- Objective
Leave the pictures out and copy exactly the lines from the line containing "Reproduce this screenshot" to the line containing "import React from 'react'", both lines included.

[Start of Exercise material]

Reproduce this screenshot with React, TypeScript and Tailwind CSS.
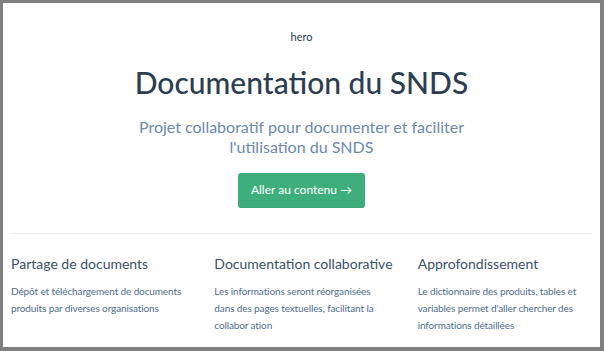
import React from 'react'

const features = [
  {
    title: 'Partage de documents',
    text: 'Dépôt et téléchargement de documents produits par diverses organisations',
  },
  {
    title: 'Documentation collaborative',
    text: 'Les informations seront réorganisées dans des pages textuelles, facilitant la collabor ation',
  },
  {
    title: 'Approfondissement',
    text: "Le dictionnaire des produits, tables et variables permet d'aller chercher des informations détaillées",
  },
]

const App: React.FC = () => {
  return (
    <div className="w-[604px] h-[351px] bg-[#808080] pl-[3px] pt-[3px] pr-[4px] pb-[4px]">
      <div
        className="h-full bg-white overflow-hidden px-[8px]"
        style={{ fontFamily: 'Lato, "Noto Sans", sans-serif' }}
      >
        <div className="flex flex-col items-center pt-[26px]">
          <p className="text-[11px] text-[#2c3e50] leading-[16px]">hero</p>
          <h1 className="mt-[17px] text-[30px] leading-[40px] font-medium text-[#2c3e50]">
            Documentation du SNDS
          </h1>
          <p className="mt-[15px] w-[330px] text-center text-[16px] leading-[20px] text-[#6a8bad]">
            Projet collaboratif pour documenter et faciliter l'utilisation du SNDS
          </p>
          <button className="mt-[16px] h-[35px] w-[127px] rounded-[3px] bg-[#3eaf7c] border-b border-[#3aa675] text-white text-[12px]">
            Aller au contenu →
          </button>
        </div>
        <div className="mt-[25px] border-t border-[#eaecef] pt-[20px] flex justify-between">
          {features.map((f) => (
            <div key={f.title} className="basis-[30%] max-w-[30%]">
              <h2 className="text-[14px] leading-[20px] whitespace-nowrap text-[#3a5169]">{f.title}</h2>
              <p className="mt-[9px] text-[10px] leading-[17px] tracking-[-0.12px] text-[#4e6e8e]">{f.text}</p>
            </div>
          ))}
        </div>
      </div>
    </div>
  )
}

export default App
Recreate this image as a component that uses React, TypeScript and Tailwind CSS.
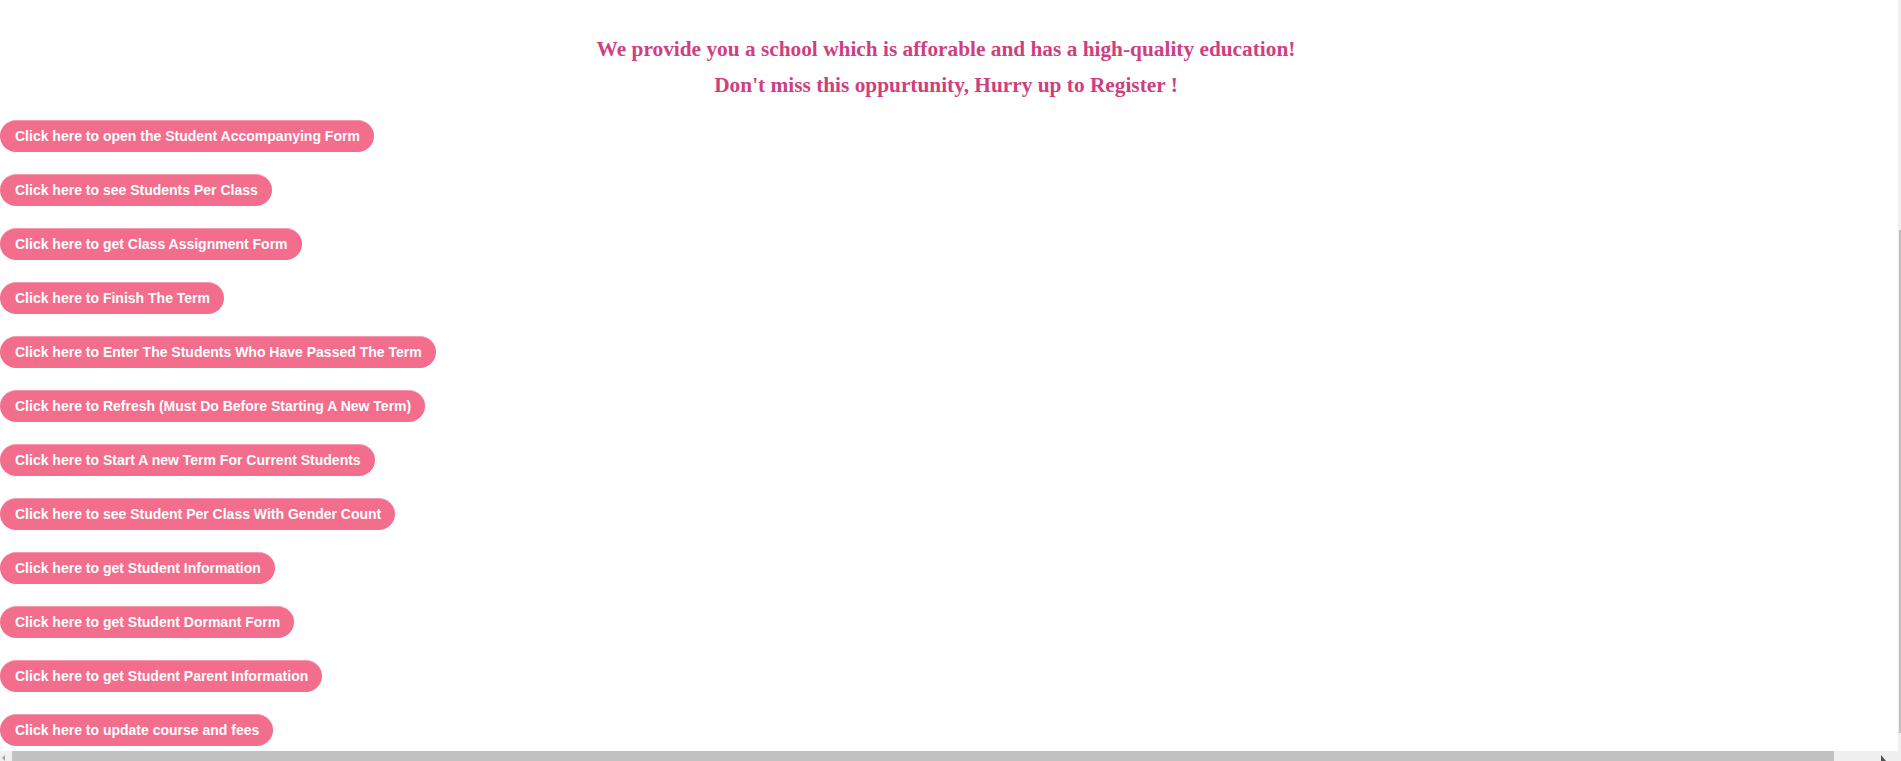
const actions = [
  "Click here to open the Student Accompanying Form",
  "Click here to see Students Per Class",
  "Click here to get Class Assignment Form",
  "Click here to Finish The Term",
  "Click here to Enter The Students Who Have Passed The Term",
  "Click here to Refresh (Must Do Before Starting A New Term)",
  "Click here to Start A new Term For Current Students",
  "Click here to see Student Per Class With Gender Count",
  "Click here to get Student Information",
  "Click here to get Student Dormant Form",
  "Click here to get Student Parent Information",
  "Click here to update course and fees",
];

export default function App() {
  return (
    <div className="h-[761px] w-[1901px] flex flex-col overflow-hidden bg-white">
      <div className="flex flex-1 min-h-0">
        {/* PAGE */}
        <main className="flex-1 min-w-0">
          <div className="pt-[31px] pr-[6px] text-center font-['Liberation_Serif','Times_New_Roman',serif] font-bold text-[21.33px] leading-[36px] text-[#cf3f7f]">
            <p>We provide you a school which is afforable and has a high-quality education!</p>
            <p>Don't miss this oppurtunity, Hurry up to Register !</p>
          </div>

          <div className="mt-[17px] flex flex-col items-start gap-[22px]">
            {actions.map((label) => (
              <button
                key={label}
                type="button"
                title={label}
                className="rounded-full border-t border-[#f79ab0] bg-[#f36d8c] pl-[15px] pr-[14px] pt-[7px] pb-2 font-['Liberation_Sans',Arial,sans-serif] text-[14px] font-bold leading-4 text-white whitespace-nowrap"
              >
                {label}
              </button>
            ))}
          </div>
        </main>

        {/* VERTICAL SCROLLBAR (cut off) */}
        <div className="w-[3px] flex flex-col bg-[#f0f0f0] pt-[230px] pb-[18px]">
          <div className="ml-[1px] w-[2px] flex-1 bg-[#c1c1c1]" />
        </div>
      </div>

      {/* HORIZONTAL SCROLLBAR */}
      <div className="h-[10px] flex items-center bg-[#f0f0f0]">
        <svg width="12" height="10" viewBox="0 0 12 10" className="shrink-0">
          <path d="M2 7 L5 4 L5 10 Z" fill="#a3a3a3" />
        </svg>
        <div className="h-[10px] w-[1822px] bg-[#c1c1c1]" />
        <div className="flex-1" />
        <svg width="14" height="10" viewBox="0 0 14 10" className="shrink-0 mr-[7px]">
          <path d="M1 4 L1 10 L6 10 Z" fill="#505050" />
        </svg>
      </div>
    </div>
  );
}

[End of Exercise material]
[Start of Exercise material]

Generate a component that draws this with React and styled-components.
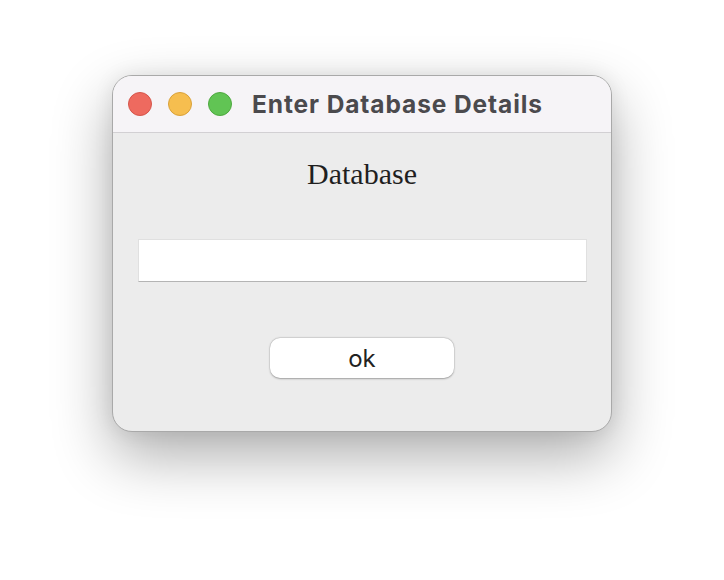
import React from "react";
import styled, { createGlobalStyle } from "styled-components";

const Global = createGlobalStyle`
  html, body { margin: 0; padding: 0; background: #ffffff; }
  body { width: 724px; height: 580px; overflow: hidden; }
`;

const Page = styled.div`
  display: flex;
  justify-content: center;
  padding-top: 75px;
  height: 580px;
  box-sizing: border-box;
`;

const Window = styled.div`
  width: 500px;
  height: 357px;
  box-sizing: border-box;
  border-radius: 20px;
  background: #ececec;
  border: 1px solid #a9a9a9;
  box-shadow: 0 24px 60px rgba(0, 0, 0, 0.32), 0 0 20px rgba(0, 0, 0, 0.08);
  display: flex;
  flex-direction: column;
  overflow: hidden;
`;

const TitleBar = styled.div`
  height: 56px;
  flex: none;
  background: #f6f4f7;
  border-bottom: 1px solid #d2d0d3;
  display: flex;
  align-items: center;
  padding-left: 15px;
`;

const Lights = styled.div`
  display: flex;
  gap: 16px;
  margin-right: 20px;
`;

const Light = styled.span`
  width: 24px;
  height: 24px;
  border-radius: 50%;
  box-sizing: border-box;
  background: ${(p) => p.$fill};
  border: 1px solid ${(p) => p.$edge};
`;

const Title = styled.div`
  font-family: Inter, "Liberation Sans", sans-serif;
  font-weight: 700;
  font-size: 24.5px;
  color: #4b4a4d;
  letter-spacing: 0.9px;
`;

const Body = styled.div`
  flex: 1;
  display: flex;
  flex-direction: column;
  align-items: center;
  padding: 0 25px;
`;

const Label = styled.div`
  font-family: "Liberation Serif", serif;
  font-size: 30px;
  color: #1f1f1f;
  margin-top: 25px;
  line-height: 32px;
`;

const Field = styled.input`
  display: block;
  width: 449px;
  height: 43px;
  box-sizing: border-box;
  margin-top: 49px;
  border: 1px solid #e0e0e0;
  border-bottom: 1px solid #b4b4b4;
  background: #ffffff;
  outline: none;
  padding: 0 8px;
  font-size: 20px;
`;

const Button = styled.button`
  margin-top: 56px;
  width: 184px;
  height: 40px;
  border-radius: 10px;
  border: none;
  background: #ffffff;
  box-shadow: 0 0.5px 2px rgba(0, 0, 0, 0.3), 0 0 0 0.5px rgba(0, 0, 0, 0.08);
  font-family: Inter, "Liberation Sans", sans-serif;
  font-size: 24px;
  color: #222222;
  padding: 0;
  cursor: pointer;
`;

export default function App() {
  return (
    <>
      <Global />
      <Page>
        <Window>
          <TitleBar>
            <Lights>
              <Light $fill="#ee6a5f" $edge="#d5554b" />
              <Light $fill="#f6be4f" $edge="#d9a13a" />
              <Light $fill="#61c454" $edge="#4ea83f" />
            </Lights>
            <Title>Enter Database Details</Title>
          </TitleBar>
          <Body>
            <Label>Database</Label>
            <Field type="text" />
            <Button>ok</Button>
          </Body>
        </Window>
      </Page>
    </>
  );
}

[End of Exercise material]

- Final result
Reproduce this screenshot with React, TypeScript and Tailwind CSS.
import React from 'react'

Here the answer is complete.